Does that sound right? If can't think of anything else but my brain has stopped working 🙃 
Thank you if you of you got this far!!!

Comments

  • luvchocolate
    luvchocolate Posts: 3,436 Forumite
    Part of the Furniture 1,000 Posts Name Dropper Home Insurance Hacker!
    I suggest you look at housing association in your area for over 55s
    I had to wait 2 years for a flat but didn't have "a need " so wasn't priority. Your Mum should be classed as priority. 
     
  • Socajam
    Socajam Posts: 1,238 Forumite
    1,000 Posts Second Anniversary Name Dropper
    I think when the property is sold, you should pay more attention to your mom's money (you cannot stop her giving your brother money), but I would not be surprised if he comes begging again.
    Let your mom know that if she keeps giving your brother the money that is needed for her upkeep, you will not be using your own money to help her later on. 
    Make sure your brother is aware of this.
  • elsien
    elsien Posts: 36,523 Forumite
    Part of the Furniture 10,000 Posts Name Dropper Photogenic
    edited 3 August 2020 at 2:28PM
    It's not about "allowing" her to stay where she is - if she has her marbles then it is fully her decision however if she agreed for the house to go up for sale then she must recognise its unsuitability.I can understand why she may not want the hassle of buying again, with all the maintenance and everything that comes with it, particularly with the current house being unsuitable after a comparatively short period of time.
    So what are her thoughts about where and what she wants to rent? Has she applied for sheltered housing, because where I am it can come up comparatively quickly - is she already on the list? Has she started looking at what rental options there are out there. Private landlords may well require financial references - she's expected to have the money from the house sale but she'll need to have something set up to move to before that goes through. Have you/she checked with the lettings agents what they may require - a friend who was waiting on the proceeds of a house sale as her main income was told she would need to give 6 months rent in advance. 

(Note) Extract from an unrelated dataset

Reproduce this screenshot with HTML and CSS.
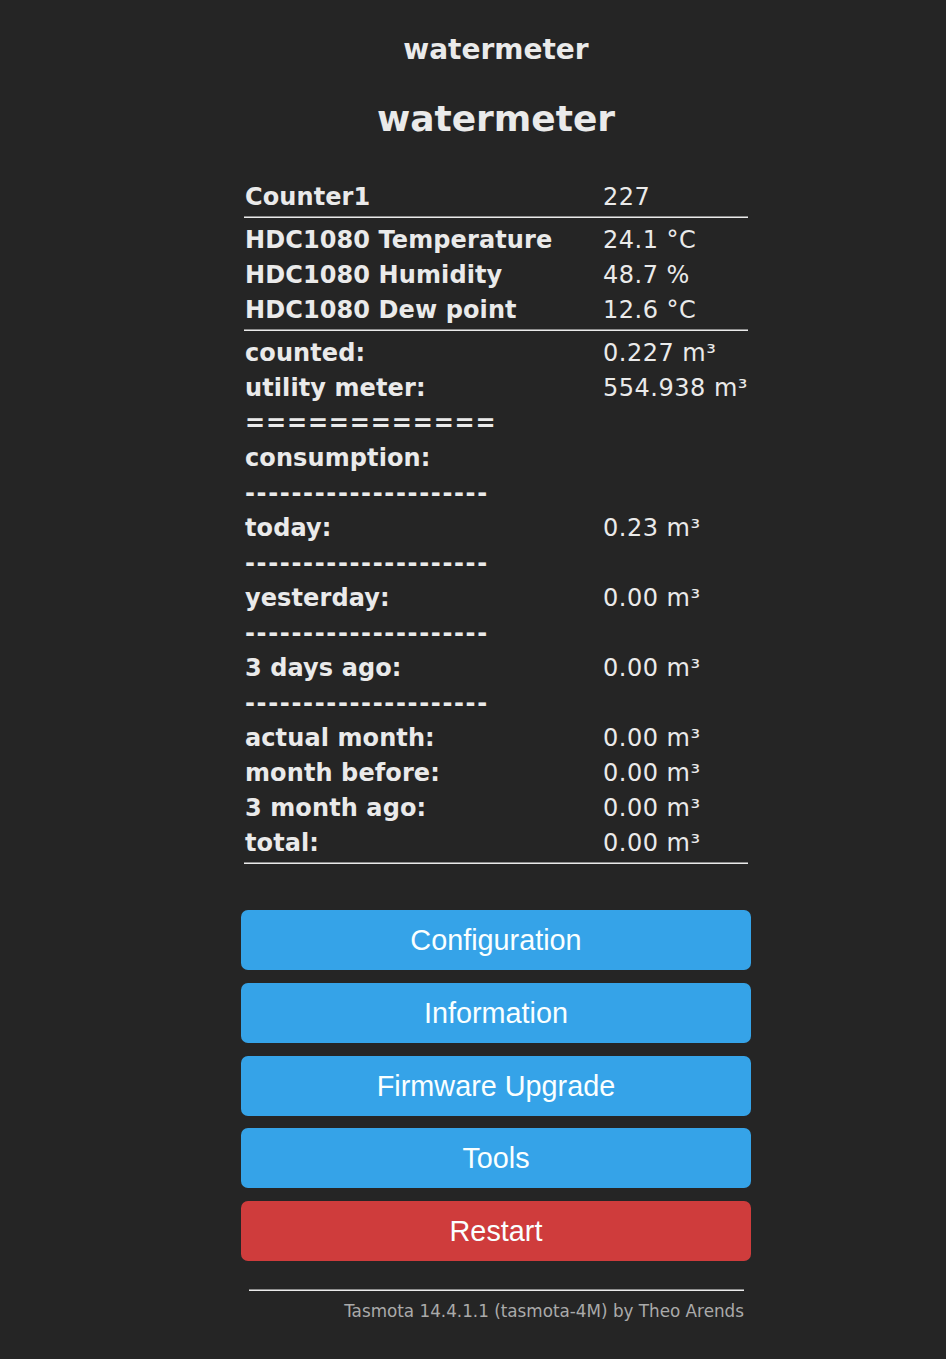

    As an aside, if she has some care needs, can she apply for attendance allowance to top up her income. It's not means tested and she doesn't need to be formally receiving care to qualify, but to have the underlying needs.


    All shall be well, and all shall be well, and all manner of things shall be well.

    Pedant alert - it's could have, not could of.
  • gwynlas
    gwynlas Posts: 2,377 Forumite
    Part of the Furniture 1,000 Posts Name Dropper
    Your mother is probably best off moving into a retirement community either renting or buying but this probably means being in a flat and having potentially high service charges to pay. However she would have similar people around her and someone on call if necessary. It is very unlikely that she will find somewhere immediately suitable on the open market.
    There are housing associations who offer supported accommodation.
    Perhaps she believes it is better to enjoy her money whilst she can and if it runs out  she will still have her pension.
  • tacpot12
    tacpot12 Posts: 9,410 Forumite
    Ninth Anniversary 1,000 Posts Name Dropper
    Your estimate of her costs to rent look about right, but don't forget to factor in water rates, energy and phone costs unless you are happy that her pension income will cover all these and leave enough for her to live on. 

    You don't need her to be honest with you to help, but it's like a computer programme; "garbage in, garbage out" - your advice will be less useful if it is based on inaccurate information. 

    If she wants to rent long term you need to talk to her about the effect of inflation. If she receives c£140K from the sale of the house, she really needs to invest the majority of this into assets that are going to at least keep pace with inflation. If she keeps the money as cash, and just uses it to pay her rent, it will all be gone in 14 years. If she invests it properly, it should last at least 20 years or more. This could mean that she needs professional advice. If she buys somewhere she will also have to pay the maintenance and insurance costs on the property. These costs will rise with inflation, but her pensions give her a degree of protection against inflation. 
    The comments I post are my personal opinion. While I try to check everything is correct before posting, I can and do make mistakes, so always try to check official information sources before relying on my posts.
  • theoretica
    theoretica Posts: 12,691 Forumite
    Part of the Furniture 10,000 Posts Name Dropper Photogenic
    It might be worth seeing what sort of an annuity this money, or much of it would buy.  This would stop her running through it fast.  It might not suit her, but it might give you both peace of mind.
    But a banker, engaged at enormous expense,
    Had the whole of their cash in his care.
    Lewis Carroll
  • Hi,
    Thank you all.
    Sorry to clarify yes I got her added to the LA housing register and she is indeed prioritised as high due to her health needs.
    However supported housing where we live very rarely comes up...maybe 1/2 per year?
    She needs to stay local as I am her main "carer" and my sibling lives here too. 
    Should have also mentioned she's applied for attendance allowance although I don't think she'll get it.
    No private retirement villages etc here 

  • Silvertabby
    Silvertabby Posts: 10,347 Forumite
    Ninth Anniversary 10,000 Posts Name Dropper Photogenic
    edited 4 August 2020 at 11:16AM
    You'll need to stress to her that once the money from the house sale has gone (either on holidays or into your brother's pocket) then all she will have to live on will be her £11K per annum pension.  With that level of income she is unlikely to qualify for any means tested benefits, including havingher rent paid for her. 
  • getmore4less
    getmore4less Posts: 46,882 Forumite
    Part of the Furniture 10,000 Posts Name Dropper I've helped Parliament
    75 starting to get mobility issues get into the assisted housing and blow the lot on a good time while you can.
    once housebound/local  £11k pensions  will go a long way.

    Its not enough to cover better care home for long anyway.